SET TASK
Below is a listing. Gather each line of it that contains "page".

SOURCE DATA
+===+

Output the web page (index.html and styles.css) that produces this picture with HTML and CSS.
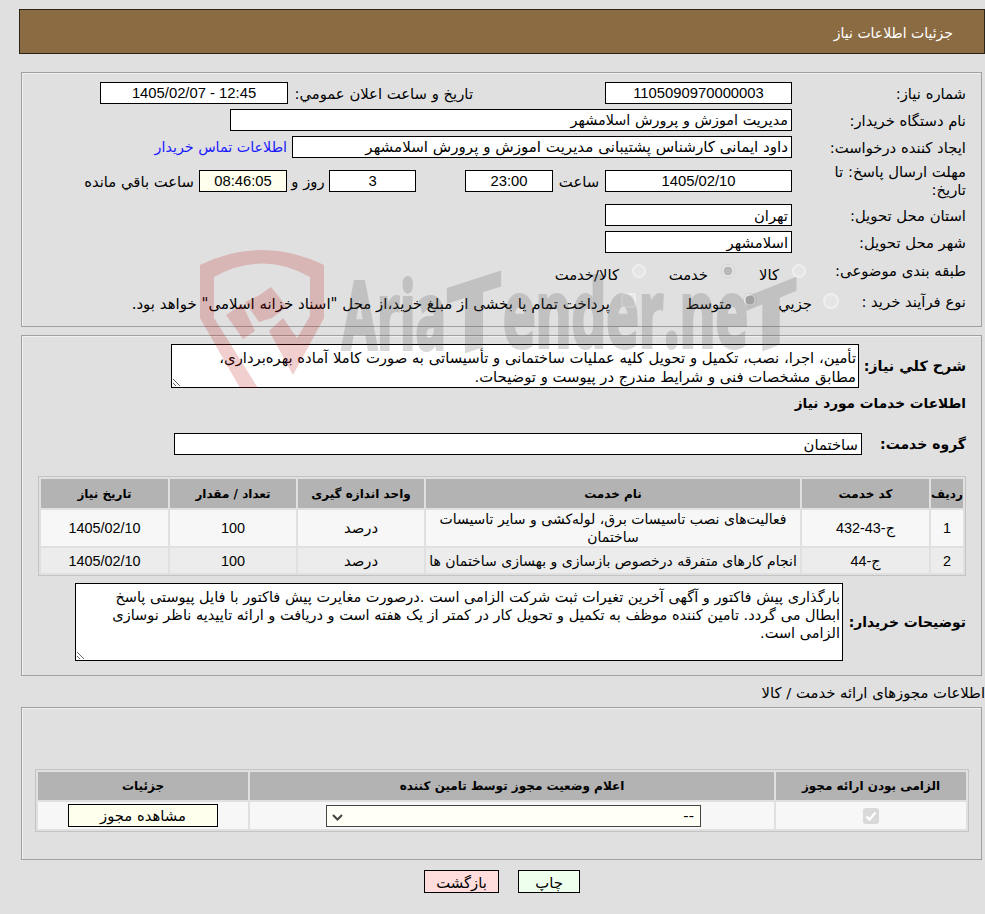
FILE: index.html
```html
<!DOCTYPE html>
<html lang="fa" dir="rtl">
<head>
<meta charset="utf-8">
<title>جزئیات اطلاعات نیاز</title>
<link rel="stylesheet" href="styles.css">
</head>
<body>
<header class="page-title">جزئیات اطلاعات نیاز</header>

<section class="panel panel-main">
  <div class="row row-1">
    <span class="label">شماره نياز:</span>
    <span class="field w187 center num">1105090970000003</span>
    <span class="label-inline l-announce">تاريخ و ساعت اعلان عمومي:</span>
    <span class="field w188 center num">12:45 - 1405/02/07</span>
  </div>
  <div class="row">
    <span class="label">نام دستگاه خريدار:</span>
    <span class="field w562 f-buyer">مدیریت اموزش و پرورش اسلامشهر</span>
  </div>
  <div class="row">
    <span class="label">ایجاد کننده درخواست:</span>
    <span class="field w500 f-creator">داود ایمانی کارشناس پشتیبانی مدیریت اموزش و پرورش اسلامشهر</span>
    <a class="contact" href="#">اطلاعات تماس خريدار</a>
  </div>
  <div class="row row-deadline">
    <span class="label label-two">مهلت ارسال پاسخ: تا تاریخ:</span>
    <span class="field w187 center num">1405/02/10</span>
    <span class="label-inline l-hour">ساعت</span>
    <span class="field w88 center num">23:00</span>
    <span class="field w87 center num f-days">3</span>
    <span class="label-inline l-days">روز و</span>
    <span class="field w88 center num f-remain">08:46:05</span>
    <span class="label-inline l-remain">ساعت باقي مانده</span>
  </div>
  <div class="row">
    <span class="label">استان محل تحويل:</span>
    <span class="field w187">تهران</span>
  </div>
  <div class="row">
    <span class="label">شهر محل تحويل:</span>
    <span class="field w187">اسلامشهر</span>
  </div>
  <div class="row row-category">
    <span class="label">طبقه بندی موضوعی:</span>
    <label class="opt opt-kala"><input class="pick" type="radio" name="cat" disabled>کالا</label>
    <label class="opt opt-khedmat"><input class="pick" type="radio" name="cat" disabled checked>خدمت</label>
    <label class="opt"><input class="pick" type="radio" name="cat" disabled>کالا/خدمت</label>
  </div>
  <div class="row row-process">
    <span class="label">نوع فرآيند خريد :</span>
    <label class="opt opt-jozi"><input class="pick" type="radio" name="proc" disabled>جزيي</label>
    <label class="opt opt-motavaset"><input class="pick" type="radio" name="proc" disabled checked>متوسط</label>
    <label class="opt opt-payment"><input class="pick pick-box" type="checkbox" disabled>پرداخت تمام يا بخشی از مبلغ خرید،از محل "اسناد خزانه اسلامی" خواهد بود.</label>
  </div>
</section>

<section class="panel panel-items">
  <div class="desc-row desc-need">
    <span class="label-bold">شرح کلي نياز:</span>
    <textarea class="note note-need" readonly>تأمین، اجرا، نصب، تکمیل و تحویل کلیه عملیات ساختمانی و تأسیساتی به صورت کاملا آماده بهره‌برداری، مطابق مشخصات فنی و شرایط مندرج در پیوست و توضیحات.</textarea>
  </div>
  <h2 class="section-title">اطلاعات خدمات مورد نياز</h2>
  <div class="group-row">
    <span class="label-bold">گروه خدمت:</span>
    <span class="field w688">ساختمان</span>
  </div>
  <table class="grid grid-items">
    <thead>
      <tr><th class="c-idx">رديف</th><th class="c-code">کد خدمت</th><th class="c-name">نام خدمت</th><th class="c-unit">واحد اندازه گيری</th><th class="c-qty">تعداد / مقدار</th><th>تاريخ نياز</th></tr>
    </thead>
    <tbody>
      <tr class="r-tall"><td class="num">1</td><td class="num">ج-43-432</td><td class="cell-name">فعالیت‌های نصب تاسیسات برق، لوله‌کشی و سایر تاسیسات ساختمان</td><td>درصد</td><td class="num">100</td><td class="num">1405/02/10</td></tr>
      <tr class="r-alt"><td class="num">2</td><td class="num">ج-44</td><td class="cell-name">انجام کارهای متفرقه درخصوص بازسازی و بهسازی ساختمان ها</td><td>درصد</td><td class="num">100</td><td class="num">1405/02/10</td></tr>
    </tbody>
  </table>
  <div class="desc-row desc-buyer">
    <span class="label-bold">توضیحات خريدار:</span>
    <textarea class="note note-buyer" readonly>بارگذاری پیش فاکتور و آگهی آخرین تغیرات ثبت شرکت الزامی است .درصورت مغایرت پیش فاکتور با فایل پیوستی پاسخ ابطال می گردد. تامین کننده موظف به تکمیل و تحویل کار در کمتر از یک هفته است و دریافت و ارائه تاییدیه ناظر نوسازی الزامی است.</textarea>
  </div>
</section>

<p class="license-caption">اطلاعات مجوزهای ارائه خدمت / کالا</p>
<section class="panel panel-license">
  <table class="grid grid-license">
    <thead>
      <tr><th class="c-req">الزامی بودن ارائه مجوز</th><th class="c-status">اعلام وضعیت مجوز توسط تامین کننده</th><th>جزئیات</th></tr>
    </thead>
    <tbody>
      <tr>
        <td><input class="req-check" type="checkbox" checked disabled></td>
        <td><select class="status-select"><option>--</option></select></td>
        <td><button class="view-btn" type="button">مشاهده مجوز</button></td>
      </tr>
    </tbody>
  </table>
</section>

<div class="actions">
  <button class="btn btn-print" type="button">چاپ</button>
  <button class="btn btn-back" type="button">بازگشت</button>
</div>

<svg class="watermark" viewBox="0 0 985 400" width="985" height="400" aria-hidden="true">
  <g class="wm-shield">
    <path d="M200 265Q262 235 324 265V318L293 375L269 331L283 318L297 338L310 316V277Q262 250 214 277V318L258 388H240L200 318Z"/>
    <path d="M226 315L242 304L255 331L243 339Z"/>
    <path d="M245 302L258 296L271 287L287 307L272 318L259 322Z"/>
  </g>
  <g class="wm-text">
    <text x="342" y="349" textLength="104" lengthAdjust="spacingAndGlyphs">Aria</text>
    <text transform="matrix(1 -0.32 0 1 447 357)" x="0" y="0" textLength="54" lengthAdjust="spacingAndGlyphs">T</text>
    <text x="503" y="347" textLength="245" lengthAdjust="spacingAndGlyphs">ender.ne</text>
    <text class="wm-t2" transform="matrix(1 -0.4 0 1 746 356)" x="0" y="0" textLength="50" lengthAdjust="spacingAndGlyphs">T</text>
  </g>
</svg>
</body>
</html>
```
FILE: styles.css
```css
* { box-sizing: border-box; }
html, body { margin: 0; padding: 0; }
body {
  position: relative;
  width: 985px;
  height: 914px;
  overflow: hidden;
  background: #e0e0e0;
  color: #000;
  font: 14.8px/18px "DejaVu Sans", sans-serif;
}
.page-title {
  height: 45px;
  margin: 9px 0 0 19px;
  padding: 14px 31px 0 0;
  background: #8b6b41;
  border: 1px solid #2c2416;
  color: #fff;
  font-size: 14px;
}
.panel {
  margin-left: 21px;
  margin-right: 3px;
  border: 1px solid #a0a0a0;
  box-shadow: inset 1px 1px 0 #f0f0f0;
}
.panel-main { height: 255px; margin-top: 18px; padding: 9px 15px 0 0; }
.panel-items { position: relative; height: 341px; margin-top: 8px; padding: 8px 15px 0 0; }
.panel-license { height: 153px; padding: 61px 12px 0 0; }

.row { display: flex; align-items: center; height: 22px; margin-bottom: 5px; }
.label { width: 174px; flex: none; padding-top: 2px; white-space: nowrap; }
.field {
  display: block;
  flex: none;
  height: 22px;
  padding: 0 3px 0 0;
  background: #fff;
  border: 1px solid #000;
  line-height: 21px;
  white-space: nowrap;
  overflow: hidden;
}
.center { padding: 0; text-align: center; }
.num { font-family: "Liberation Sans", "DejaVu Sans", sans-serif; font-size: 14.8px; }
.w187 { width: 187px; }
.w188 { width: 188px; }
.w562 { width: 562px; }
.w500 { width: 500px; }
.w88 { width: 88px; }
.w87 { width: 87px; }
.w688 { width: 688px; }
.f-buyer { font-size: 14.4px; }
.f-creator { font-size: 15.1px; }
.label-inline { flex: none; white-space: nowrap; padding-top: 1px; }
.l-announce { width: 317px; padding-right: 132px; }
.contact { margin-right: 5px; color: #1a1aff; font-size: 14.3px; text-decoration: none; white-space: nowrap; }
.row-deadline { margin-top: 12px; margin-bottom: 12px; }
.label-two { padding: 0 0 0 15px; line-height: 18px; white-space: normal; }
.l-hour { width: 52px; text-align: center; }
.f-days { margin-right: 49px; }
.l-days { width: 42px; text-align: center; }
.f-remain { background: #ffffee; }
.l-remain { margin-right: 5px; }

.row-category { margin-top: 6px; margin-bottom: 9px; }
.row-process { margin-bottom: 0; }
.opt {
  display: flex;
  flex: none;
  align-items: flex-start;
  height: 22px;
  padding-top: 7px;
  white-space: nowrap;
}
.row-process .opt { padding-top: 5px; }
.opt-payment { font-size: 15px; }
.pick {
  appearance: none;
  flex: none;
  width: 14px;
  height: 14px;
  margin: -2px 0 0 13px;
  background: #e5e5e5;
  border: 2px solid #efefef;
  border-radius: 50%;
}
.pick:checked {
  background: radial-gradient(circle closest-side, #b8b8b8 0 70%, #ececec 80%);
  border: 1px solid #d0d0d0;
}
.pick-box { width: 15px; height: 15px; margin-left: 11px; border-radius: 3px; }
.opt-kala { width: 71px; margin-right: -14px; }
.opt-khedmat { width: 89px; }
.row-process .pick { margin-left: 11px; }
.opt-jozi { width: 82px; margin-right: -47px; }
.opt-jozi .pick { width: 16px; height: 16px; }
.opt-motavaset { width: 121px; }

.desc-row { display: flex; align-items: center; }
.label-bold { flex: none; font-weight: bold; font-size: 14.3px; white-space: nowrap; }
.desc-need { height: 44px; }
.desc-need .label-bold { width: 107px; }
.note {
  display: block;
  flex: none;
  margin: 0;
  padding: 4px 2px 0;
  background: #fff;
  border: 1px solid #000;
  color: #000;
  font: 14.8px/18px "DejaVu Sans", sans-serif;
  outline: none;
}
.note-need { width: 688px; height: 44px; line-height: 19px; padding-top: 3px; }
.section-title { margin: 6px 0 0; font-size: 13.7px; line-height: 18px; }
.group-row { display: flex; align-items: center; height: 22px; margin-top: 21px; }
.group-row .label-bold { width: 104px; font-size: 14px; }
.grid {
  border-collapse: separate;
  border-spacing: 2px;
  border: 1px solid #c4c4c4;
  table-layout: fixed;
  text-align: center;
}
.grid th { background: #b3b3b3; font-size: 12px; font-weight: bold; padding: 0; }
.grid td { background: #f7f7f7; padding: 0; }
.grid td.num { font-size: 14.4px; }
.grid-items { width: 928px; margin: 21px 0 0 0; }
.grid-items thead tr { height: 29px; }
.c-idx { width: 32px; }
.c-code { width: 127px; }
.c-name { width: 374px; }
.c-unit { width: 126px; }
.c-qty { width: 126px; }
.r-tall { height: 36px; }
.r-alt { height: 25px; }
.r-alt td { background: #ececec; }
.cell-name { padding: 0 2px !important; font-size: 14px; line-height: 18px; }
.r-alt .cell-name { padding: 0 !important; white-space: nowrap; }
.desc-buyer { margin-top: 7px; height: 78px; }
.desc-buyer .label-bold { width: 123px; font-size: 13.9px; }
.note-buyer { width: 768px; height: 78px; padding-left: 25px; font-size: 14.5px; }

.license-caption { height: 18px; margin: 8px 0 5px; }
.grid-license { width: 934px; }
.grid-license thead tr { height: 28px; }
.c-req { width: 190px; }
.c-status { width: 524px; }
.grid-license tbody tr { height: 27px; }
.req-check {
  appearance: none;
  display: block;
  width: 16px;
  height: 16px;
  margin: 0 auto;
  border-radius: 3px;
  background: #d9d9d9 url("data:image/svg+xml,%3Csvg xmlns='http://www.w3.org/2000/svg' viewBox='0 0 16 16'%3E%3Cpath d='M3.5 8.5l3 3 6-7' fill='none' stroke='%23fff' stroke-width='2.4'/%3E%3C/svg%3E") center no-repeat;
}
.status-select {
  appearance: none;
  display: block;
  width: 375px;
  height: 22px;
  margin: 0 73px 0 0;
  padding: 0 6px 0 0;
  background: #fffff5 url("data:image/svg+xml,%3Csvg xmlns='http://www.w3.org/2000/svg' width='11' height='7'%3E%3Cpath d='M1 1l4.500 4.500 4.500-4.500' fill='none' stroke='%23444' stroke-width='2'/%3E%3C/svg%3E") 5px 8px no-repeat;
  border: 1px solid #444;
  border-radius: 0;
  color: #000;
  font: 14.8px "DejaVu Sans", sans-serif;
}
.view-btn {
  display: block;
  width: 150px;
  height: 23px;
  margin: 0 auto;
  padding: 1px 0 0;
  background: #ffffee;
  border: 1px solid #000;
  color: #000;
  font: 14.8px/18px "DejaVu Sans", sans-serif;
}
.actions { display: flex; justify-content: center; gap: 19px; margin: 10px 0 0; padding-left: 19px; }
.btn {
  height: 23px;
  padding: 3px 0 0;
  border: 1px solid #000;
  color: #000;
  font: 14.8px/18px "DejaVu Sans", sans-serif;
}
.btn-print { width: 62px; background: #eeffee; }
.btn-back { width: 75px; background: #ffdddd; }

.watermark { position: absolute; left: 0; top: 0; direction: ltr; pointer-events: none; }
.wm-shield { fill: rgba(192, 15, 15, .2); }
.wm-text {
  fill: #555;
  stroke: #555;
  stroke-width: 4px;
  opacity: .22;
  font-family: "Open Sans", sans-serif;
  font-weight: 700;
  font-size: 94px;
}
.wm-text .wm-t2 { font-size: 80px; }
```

+===+

WRITTEN SOLUTION
Output the web page (index.html and styles.css) that produces this picture with HTML and CSS.
<header class="page-title">جزئیات اطلاعات نیاز</header>
.page-title {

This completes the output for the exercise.